== Task objective ==
Exactly the lines from the start of the data below through the line that contains "const CJK_BOLD = 'tracking-[1px]';" are to be copied, with pictures left out.

-- START Given data --

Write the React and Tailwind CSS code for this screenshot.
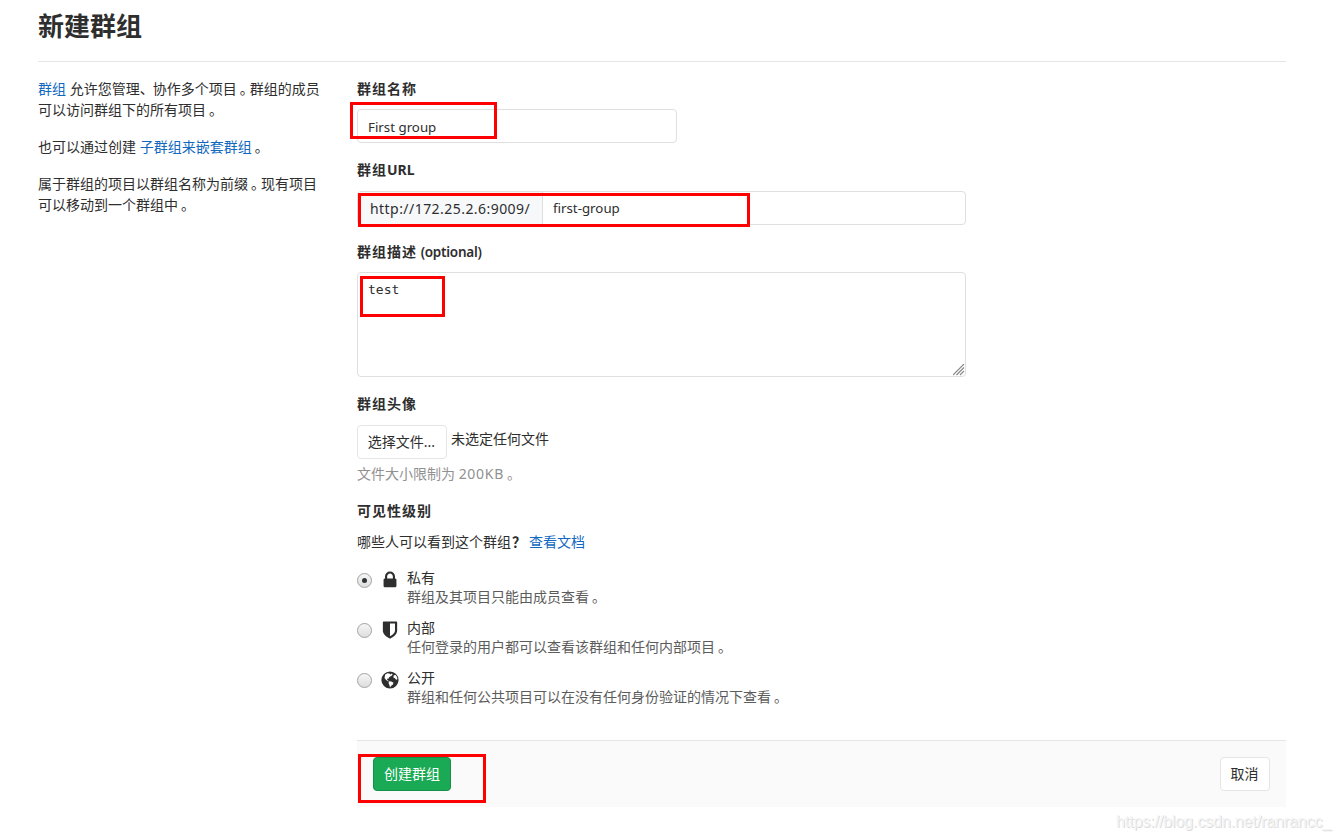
const LABEL = 'block text-[14px] leading-[20px] font-bold text-[#2e2e2e]';
const CJK_BOLD = 'tracking-[1px]';

const levels = [
  { id: 'private', name: '私有', hint: '群组及其项目只能由成员查看', icon: LockIcon, checked: true },
  { id: 'internal', name: '内部', hint: '任何登录的用户都可以查看该群组和任何内部项目', icon: ShieldIcon },
  { id: 'public', name: '公开', hint: '群组和任何公共项目可以在没有任何身份验证的情况下查看', icon: GlobeIcon },
];

function LockIcon() {
  return (
    <svg viewBox="0 0 1792 1792" className="size-5" fill="#2e2e2e">
      <path d="M640 768h512v-192q0-106-75-181t-181-75-181 75-75 181v192zm832 96v576q0 40-28 68t-68 28h-960q-40 0-68-28t-28-68v-576q0-40 28-68t68-28h32v-192q0-184 132-316t316-132 316 132 132 316v192h32q40 0 68 28t28 68z" />
    </svg>
  );
}

function ShieldIcon() {
  return (
    <svg viewBox="0 0 1792 1792" className="size-5" fill="#2e2e2e">
      <path d="M1344 960v-640h-448v1137q119-63 213-137 235-184 235-360zm192-768v768q0 86-33.5 170.5t-83 150-118 127.5-126.5 103-121 77.5-89.5 49.5-42.5 20q-12 6-26 6t-26-6q-16-7-42.5-20t-89.5-49.5-121-77.5-126.5-103-118-127.5-83-150-33.5-170.5v-768q0-26 19-45t45-19h1152q26 0 45 19t19 45z" />
    </svg>
  );
}

function GlobeIcon() {
  return (
    <svg viewBox="0 0 20 20" className="size-5">
      <circle cx="10" cy="10" r="8.6" fill="#2e2e2e" />
      <path d="M5.200 4.600 7.600 3.200l1.800.4 1 1 1.400-1 .9.900-1.500 1.500-1.900 1-.7 1.500-1.500.2.200 1.300 1.500 1-.5.4-2.200-1.300-1.600-2z" fill="#fff" />
      <path d="m9.200 11.300 2.100.1 2.200 1.400-.8 1.900-1.600 1-1 1.700-.8-2.700-.8-1.700z" fill="#fff" />
      <path d="m13.700 5.400 1.800-.7 1.500 2.200.5 2.300-1.300.6-1.300-1.500-1.600-.8z" fill="#fff" />
    </svg>
  );
}

function Radio({ checked }) {
  return (
    <span className="mt-[5px] flex size-[15px] shrink-0 items-center justify-center rounded-full border border-[#a2a2a2] bg-linear-to-b from-[#f6f6f6] to-[#dedede]">
      {checked && <span className="size-[5px] rounded-full bg-[#2e3436]" />}
    </span>
  );
}

// full-width stop, nudged right inside its cell
function Stop() {
  return <span className="-mr-[4px] ml-[3px]">。</span>;
}

function Intro() {
  return (
    <div className="w-[319px] shrink-0 pt-4 text-[14px] leading-[21px]">
      <p className="whitespace-nowrap">
        <a className="text-[#1068bf]">群组</a> 允许您管理<span className="-mr-px">、</span>协作多个项目<Stop />群组的成员<br />可以访问群组下的所有项目<Stop />
      </p>
      <p className="mt-4 whitespace-nowrap">
        也可以通过创建 <a className="text-[#1068bf]">子群组来嵌套群组</a><Stop />
      </p>
      <p className="mt-4 whitespace-nowrap">
        属于群组的项目以群组名称为前缀<Stop />现有项目<br />可以移动到一个群组中<Stop />
      </p>
    </div>
  );
}

export default function App() {
  return (
    <div className="relative h-[840px] w-[1341px] overflow-hidden bg-white pl-[38px] font-['Noto_Sans','Noto_Sans_CJK_SC',sans-serif] text-[14px] text-[#2e2e2e]" lang="zh-CN">
      <header className="h-[62px] w-[1248px] border-b border-[#e5e5e5] pt-[8px]">
        <h1 className="text-[26px] leading-[36px] font-bold">新建群组</h1>
      </header>

      <main className="flex">
        <Intro />

        <form className="w-[929px] pt-[17px]">
          <label className={`${LABEL} ${CJK_BOLD}`}>群组名称</label>
          <div className="mt-[10px] flex h-[34px] w-[320px] items-center rounded-[4px] border border-[#dfdfdf] pt-[3px] pl-[10px] text-[13.3px]">
            First group
          </div>

          <label className={`${LABEL} mt-[17px]`}><span className={CJK_BOLD}>群组</span>URL</label>
          <div className="mt-[11px] flex h-[34px] w-[609px] overflow-hidden rounded-[4px] border border-[#dfdfdf]">
            <span className="flex w-[185px] shrink-0 items-center border-r border-[#dfdfdf] bg-[#f7f8fa] pl-3 text-[14px] tracking-[0.45px]">http://172.25.2.6:9009/</span>
            <span className="flex items-center pt-px pl-[10px] text-[13.3px]">first-group</span>
          </div>

          <label className={`${LABEL} mt-[17px]`}>
            <span className={CJK_BOLD}>群组描述</span> <span className="text-[13.5px] font-semibold tracking-[-0.25px]">(optional)</span>
          </label>
          <div className="mt-[10px] flex h-[105px] w-[609px] justify-between rounded-[4px] border border-[#dfdfdf] pl-[10px]">
            <span className="pt-[7px] font-['DejaVu_Sans_Mono',monospace] text-[13px] leading-[20px]">test</span>
            <svg viewBox="0 0 12 12" className="size-3 self-end" stroke="#8a8a8a" strokeWidth="1.2">
              <path d="M0 11 11 0M3.500 11 11 3.500M7 11l4-4" />
            </svg>
          </div>

          <label className={`${LABEL} ${CJK_BOLD} mt-[17px]`}>群组头像</label>
          <div className="mt-[11px] flex h-[34px]">
            <button type="button" className="h-[34px] w-[90px] rounded-[4px] border border-[#e5e5e5] bg-white pr-px pb-[2px]">选择文件...</button>
            <span className="ml-1 pt-[4px] leading-[20px]">未选定任何文件</span>
          </div>
          <p className="mt-[5px] leading-[20px] text-[#919191]">文件大小限制为 <span className="tracking-[0.7px]">200KB</span><Stop /></p>

          <label className={`${LABEL} ${CJK_BOLD} mt-[17px]`}>可见性级别</label>
          <p className="mt-[11px] leading-[20px]">
            哪些人可以看到这个群组<span className="mr-[-1px] ml-[1px] font-bold">？</span><a className="ml-1 text-[#1068bf]">查看文档</a>
          </p>

          <div className="mt-[16px] flex flex-col">
            {levels.map(({ id, name, hint, icon: Icon, checked }) => (
              <div key={id} className="flex h-[50px]">
                <Radio checked={checked} />
                <span className="mt-[2px] ml-[7.5px] shrink-0"><Icon /></span>
                <div className="ml-[7.5px] whitespace-nowrap">
                  <div className="leading-[20px]">{name}</div>
                  <div className="-mt-px leading-[19px] text-[#5c5c5c]">{hint}<Stop /></div>
                </div>
              </div>
            ))}
          </div>

          <div className="mt-[22px] flex h-[67px] items-start justify-between border-t border-[#e5e5e5] bg-[#fafafa] px-4 pt-4">
            <button type="button" className="h-[34px] w-[78px] rounded-[4px] border border-[#168f48] bg-[#1aaa55] pb-[2px] text-white">创建群组</button>
            <button type="button" className="h-[34px] w-[50px] rounded-[4px] border border-[#e5e5e5] bg-white pr-px pb-[2px]">取消</button>
          </div>
        </form>
      </main>

      {/* highlight frames over the filled-in fields */}
      <div className="absolute top-[102px] left-[350px] h-[37px] w-[147px] border-3 border-[#ff0000]" />
      <div className="absolute top-[193px] left-[358px] h-[34px] w-[392px] border-3 border-[#ff0000]" />
      <div className="absolute top-[276px] left-[360px] h-[41px] w-[85px] border-3 border-[#ff0000]" />
      <div className="absolute top-[754px] left-[358px] h-[49px] w-[128px] border-3 border-[#ff0000]" />

      <span className="absolute top-[810px] left-[1116px] font-['Liberation_Sans',sans-serif] text-[16px] leading-[24px] tracking-[-0.12px] text-[#f4f4f4] [text-shadow:1px_1px_0_#dcdcdc]">
        https://blog.csdn.net/ranrancc_
      </span>
    </div>
  );
}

-- END Given data --

== The completed task ==
Write the React and Tailwind CSS code for this screenshot.
const LABEL = 'block text-[14px] leading-[20px] font-bold text-[#2e2e2e]';
const CJK_BOLD = 'tracking-[1px]';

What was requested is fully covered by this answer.